- [Source material]:

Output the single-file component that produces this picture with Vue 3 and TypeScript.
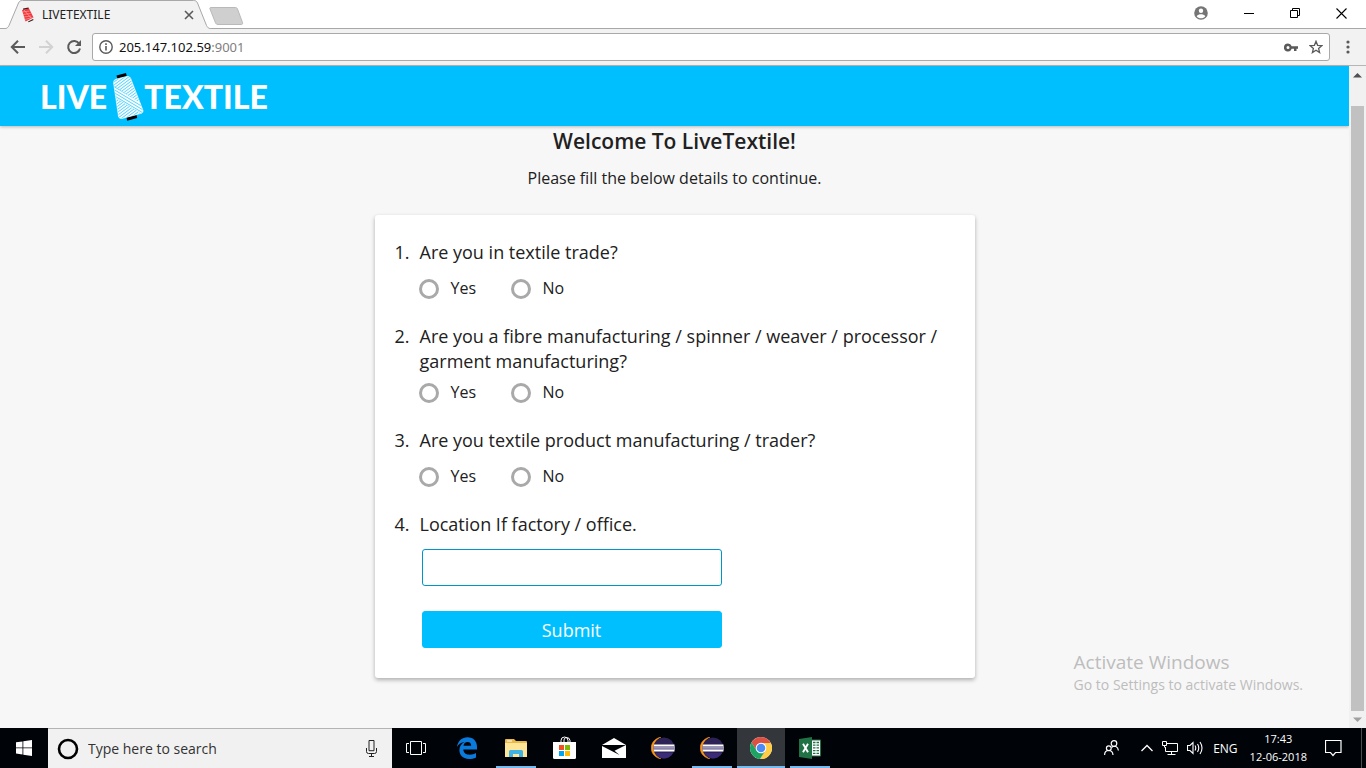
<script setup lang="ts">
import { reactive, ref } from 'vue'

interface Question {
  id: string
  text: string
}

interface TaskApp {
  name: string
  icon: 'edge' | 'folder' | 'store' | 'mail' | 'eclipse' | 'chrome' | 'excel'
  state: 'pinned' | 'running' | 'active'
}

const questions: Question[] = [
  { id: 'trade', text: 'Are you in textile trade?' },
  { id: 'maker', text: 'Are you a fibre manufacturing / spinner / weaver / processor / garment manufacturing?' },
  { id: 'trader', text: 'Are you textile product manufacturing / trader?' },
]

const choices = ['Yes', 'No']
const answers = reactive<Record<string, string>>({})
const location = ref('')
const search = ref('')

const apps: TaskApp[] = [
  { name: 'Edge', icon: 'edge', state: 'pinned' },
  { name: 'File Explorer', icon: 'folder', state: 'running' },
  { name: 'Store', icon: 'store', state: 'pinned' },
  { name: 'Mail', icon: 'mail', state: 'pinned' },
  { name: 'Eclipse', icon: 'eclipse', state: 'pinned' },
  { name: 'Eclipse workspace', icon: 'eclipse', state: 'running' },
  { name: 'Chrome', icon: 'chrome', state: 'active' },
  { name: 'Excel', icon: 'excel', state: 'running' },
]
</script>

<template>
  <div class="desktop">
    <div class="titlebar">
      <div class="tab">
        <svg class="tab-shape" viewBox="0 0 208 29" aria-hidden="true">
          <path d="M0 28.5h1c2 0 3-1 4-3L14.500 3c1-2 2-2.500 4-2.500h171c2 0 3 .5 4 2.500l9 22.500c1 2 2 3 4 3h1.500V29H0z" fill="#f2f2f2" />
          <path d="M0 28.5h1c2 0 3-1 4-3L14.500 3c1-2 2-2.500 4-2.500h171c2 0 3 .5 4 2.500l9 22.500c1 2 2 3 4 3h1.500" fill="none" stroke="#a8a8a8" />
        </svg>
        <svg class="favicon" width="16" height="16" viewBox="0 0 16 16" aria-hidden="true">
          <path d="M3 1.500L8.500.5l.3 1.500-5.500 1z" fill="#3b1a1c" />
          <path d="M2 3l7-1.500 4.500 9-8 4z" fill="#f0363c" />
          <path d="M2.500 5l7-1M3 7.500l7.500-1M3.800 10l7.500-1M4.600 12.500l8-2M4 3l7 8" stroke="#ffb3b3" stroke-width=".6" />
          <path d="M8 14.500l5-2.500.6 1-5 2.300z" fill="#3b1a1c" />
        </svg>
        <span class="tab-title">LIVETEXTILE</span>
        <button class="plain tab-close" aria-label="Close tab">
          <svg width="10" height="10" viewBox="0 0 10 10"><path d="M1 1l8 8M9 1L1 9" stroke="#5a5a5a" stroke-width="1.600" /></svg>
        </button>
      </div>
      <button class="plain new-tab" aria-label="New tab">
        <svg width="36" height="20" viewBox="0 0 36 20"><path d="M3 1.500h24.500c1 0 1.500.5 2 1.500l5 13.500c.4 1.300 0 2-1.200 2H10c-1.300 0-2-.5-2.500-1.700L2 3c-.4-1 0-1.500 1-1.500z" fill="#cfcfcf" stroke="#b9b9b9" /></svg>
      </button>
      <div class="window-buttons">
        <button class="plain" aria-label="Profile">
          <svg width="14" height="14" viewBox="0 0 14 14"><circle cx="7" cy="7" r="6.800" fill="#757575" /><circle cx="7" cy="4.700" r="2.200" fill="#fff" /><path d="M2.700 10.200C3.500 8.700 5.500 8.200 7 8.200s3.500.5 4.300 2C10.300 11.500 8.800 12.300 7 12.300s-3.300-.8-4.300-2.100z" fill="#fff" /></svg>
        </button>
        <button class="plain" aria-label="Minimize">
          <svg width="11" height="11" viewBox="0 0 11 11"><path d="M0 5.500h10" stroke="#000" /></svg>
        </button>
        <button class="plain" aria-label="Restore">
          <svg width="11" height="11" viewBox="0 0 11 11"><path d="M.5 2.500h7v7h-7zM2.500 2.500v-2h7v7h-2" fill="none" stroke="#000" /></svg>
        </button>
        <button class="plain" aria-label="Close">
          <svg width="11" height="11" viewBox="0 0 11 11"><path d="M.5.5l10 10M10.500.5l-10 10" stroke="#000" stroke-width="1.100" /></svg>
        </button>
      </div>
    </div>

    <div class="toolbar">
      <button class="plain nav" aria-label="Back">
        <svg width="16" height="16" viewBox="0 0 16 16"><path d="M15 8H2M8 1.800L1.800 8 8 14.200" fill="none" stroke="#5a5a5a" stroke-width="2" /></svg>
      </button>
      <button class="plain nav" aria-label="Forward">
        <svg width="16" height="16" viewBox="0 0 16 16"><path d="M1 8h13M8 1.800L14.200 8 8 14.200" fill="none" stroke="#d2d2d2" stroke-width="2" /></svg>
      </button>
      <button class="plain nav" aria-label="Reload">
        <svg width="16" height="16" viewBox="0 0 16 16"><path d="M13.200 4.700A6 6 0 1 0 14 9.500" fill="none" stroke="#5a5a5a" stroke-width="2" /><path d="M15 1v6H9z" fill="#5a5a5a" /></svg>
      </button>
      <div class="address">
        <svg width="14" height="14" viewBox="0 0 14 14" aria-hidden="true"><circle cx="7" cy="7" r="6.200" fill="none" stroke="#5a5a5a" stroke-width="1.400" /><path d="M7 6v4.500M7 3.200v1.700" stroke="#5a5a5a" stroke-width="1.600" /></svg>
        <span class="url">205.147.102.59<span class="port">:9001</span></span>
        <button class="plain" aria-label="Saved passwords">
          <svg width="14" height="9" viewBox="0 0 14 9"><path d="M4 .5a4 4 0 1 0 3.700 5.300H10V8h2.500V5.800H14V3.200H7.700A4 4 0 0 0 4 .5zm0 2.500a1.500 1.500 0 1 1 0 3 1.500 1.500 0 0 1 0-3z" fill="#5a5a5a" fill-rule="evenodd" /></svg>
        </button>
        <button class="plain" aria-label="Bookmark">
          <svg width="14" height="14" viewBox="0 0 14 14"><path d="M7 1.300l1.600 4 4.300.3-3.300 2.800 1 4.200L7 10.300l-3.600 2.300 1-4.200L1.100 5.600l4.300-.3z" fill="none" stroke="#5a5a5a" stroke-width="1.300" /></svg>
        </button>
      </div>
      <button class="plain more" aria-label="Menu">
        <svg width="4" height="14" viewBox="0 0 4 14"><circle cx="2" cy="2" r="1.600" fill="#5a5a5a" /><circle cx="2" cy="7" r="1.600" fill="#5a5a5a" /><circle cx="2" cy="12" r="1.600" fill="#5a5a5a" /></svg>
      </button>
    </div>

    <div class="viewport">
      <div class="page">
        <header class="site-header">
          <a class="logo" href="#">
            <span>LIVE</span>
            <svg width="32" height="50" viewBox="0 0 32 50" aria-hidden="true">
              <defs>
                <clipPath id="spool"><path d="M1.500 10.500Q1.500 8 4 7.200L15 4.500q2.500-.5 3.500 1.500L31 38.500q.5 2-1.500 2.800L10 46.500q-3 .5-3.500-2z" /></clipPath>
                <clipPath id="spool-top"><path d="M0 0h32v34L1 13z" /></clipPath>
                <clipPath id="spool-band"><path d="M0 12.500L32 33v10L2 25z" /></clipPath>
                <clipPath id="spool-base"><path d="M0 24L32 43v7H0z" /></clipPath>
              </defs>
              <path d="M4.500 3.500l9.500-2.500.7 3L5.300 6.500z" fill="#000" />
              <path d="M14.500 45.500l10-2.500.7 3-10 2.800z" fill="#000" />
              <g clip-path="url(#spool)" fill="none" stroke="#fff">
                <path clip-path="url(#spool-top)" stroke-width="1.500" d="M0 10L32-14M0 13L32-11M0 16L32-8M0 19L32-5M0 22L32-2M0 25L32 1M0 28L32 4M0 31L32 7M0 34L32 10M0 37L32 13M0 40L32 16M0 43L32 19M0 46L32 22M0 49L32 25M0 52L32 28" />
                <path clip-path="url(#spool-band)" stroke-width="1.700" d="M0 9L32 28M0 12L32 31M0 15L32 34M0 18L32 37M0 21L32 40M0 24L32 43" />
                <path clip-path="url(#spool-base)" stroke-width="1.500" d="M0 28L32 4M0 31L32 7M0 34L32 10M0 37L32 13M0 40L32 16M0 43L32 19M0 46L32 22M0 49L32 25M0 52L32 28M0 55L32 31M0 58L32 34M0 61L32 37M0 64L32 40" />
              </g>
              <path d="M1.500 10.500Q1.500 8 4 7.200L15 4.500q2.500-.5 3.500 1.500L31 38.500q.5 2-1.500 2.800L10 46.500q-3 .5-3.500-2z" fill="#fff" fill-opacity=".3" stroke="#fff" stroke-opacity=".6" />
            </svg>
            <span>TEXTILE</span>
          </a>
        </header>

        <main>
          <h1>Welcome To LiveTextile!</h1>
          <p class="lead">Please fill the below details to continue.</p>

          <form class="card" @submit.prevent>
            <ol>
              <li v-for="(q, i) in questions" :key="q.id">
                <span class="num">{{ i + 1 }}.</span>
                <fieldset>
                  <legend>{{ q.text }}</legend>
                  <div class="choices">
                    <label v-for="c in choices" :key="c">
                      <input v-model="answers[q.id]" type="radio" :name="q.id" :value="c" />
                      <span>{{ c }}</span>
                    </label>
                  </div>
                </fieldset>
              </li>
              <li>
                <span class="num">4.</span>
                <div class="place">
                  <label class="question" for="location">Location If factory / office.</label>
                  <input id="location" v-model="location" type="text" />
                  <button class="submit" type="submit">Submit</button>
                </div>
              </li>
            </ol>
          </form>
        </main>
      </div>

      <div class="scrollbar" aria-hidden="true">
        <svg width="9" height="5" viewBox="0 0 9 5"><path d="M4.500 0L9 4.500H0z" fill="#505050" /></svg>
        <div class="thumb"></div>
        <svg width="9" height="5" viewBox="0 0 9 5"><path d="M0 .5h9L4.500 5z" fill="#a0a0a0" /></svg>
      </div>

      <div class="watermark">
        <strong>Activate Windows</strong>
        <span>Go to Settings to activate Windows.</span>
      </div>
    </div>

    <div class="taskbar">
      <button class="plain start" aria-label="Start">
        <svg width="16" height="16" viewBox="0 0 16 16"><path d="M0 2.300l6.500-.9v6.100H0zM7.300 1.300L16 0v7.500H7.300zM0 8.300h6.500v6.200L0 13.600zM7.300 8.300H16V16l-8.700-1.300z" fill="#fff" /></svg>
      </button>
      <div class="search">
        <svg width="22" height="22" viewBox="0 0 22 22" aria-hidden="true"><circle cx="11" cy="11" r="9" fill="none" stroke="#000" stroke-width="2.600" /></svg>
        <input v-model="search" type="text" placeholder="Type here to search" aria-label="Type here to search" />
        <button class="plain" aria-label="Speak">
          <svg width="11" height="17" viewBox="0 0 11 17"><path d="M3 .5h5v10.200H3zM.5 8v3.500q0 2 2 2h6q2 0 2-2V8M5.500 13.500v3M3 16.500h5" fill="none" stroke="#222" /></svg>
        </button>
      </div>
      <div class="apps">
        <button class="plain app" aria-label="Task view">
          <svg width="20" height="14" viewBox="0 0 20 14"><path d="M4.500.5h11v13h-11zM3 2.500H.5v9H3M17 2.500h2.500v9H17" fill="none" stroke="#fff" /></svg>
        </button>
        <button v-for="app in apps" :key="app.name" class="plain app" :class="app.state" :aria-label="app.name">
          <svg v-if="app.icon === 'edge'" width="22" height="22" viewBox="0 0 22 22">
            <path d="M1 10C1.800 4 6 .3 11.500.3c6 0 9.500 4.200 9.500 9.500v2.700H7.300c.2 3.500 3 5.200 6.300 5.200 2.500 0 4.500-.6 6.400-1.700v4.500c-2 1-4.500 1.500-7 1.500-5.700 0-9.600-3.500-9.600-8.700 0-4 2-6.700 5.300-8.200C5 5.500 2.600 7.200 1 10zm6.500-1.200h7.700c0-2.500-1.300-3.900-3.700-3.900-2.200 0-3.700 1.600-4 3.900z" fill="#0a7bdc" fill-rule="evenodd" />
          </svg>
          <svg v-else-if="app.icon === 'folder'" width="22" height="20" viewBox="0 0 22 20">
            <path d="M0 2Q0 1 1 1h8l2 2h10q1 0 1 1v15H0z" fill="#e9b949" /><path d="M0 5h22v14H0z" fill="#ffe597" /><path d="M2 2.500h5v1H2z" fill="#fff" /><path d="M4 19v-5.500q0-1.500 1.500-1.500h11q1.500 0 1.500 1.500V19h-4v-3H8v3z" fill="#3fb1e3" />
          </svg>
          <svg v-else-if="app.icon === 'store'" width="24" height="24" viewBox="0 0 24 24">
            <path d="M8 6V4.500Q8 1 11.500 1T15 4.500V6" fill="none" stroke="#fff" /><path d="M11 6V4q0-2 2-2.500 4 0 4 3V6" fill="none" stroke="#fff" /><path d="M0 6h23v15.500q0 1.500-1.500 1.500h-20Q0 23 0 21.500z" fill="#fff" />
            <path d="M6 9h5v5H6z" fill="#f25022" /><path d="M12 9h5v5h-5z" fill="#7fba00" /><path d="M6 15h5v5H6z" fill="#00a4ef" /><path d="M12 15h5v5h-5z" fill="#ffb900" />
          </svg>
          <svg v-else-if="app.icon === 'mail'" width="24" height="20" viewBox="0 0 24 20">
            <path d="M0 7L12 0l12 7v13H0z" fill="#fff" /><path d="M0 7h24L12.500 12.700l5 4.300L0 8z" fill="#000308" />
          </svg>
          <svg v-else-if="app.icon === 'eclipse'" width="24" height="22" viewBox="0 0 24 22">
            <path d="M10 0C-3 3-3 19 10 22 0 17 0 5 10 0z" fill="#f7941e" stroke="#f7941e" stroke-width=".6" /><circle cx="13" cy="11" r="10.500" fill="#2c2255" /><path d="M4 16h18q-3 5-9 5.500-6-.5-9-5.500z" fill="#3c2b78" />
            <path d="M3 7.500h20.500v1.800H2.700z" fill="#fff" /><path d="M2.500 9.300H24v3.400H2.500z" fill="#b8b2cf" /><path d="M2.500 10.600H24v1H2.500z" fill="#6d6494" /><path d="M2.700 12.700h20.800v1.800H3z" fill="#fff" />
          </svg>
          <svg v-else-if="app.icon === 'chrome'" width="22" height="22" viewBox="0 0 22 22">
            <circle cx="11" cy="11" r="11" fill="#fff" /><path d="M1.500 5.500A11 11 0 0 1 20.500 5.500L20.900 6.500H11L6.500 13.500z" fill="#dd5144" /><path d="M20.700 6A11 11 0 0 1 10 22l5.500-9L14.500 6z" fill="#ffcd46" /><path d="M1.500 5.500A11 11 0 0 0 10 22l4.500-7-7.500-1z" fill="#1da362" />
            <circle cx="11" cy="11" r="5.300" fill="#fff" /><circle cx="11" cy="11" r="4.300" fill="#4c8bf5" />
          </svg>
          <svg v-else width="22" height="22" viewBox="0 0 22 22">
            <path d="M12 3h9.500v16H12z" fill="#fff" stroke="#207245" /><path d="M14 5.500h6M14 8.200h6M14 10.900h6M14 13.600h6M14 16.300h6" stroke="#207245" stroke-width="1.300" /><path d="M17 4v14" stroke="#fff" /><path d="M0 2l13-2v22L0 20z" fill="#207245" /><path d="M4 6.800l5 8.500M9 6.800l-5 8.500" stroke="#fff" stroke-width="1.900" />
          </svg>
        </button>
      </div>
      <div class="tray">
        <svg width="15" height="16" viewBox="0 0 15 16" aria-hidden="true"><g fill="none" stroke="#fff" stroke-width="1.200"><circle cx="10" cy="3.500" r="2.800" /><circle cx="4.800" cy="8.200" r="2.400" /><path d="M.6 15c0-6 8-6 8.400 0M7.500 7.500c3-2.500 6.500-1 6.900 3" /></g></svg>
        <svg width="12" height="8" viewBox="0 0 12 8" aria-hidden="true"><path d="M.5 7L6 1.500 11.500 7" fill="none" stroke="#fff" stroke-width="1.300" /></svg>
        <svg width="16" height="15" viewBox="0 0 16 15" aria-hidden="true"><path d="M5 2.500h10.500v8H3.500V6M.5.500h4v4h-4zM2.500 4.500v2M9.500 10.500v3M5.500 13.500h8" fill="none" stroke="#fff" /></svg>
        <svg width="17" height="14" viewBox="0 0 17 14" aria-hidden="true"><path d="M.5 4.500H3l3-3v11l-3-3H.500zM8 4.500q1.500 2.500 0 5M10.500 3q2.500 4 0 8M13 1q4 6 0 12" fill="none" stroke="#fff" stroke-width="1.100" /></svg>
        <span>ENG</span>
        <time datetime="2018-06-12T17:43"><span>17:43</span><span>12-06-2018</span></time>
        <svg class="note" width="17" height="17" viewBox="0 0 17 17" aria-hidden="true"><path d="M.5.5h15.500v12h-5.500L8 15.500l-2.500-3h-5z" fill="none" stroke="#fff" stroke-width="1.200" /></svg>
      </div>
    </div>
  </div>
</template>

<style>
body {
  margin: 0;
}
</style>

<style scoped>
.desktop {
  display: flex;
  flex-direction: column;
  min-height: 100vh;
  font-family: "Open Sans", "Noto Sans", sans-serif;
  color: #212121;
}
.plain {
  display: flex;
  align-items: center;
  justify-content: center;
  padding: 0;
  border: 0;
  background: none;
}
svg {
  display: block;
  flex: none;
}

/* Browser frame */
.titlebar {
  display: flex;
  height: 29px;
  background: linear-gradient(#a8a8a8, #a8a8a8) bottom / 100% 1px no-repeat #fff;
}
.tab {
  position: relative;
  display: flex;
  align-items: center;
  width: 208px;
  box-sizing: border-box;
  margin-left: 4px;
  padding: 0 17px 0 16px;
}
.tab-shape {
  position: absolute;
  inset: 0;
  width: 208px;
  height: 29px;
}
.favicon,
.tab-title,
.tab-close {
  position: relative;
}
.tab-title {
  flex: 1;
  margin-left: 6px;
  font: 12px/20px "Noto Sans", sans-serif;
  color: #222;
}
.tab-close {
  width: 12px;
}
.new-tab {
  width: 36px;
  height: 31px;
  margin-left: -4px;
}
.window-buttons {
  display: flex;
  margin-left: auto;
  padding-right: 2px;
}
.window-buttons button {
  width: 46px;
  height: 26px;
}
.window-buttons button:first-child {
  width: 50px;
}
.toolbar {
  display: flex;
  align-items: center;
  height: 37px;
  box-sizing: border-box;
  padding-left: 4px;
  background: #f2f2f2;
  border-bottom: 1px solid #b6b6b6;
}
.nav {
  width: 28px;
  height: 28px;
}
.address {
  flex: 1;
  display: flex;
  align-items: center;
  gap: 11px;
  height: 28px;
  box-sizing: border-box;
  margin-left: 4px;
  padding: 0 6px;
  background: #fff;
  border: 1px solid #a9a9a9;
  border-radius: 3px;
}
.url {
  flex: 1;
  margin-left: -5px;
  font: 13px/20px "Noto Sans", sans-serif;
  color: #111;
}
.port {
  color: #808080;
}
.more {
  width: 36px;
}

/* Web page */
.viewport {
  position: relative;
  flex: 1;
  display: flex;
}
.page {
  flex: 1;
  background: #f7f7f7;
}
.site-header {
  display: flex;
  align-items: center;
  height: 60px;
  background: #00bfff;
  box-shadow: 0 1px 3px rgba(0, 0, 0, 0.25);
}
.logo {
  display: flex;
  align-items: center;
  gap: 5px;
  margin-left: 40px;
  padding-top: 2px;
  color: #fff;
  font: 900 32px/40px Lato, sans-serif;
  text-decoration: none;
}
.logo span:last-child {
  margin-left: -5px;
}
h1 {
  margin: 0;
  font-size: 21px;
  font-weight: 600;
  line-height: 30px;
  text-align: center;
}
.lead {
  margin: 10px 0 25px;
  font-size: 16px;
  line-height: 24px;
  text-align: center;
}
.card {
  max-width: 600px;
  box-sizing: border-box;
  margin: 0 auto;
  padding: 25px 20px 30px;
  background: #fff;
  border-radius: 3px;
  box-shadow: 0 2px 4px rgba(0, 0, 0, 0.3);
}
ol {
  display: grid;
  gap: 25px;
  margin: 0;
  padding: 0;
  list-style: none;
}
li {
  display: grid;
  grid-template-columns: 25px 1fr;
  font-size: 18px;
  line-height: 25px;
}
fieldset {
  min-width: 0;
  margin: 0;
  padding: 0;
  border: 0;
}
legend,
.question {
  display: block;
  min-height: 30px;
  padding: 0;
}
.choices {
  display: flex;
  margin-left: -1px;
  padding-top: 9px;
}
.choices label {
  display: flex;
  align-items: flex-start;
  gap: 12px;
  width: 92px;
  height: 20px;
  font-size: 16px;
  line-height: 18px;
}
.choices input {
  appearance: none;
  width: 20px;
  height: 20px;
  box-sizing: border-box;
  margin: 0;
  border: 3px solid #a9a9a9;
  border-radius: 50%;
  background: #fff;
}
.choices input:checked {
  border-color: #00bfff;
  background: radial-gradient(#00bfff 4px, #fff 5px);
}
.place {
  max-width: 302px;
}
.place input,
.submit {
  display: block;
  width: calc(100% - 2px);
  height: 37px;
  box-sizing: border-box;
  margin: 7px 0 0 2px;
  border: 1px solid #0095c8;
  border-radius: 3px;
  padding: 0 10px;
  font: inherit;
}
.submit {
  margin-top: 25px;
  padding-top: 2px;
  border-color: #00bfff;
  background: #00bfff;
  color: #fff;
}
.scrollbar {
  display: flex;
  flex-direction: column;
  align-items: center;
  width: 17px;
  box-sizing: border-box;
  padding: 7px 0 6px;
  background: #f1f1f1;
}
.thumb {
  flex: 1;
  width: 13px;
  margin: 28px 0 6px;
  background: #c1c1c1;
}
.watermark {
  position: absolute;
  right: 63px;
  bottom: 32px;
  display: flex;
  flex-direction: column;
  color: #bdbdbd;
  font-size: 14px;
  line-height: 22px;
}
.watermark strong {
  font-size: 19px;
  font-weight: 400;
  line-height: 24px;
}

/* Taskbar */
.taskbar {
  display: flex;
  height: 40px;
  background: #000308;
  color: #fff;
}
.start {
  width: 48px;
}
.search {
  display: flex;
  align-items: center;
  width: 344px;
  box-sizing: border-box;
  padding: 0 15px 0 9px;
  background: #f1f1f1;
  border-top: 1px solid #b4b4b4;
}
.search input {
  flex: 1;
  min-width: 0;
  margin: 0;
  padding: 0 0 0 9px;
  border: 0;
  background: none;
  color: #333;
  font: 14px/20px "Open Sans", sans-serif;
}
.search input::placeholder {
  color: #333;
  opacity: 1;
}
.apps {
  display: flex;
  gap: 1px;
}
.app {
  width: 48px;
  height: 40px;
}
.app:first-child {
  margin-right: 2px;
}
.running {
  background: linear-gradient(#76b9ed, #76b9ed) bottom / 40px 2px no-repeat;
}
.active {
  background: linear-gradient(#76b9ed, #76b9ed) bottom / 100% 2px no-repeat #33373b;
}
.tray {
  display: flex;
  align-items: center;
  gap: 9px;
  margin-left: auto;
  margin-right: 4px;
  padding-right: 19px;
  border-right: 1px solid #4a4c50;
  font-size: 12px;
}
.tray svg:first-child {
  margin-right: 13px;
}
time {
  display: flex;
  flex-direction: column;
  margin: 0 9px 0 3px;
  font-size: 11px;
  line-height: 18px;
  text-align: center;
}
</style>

- [Problem description]:
Reproduce the material above exactly, first line through the line that contains "const search = ref('')", minus the pictures.

- [Correct result]:
Output the single-file component that produces this picture with Vue 3 and TypeScript.
<script setup lang="ts">
import { reactive, ref } from 'vue'

interface Question {
  id: string
  text: string
}

interface TaskApp {
  name: string
  icon: 'edge' | 'folder' | 'store' | 'mail' | 'eclipse' | 'chrome' | 'excel'
  state: 'pinned' | 'running' | 'active'
}

const questions: Question[] = [
  { id: 'trade', text: 'Are you in textile trade?' },
  { id: 'maker', text: 'Are you a fibre manufacturing / spinner / weaver / processor / garment manufacturing?' },
  { id: 'trader', text: 'Are you textile product manufacturing / trader?' },
]

const choices = ['Yes', 'No']
const answers = reactive<Record<string, string>>({})
const location = ref('')
const search = ref('')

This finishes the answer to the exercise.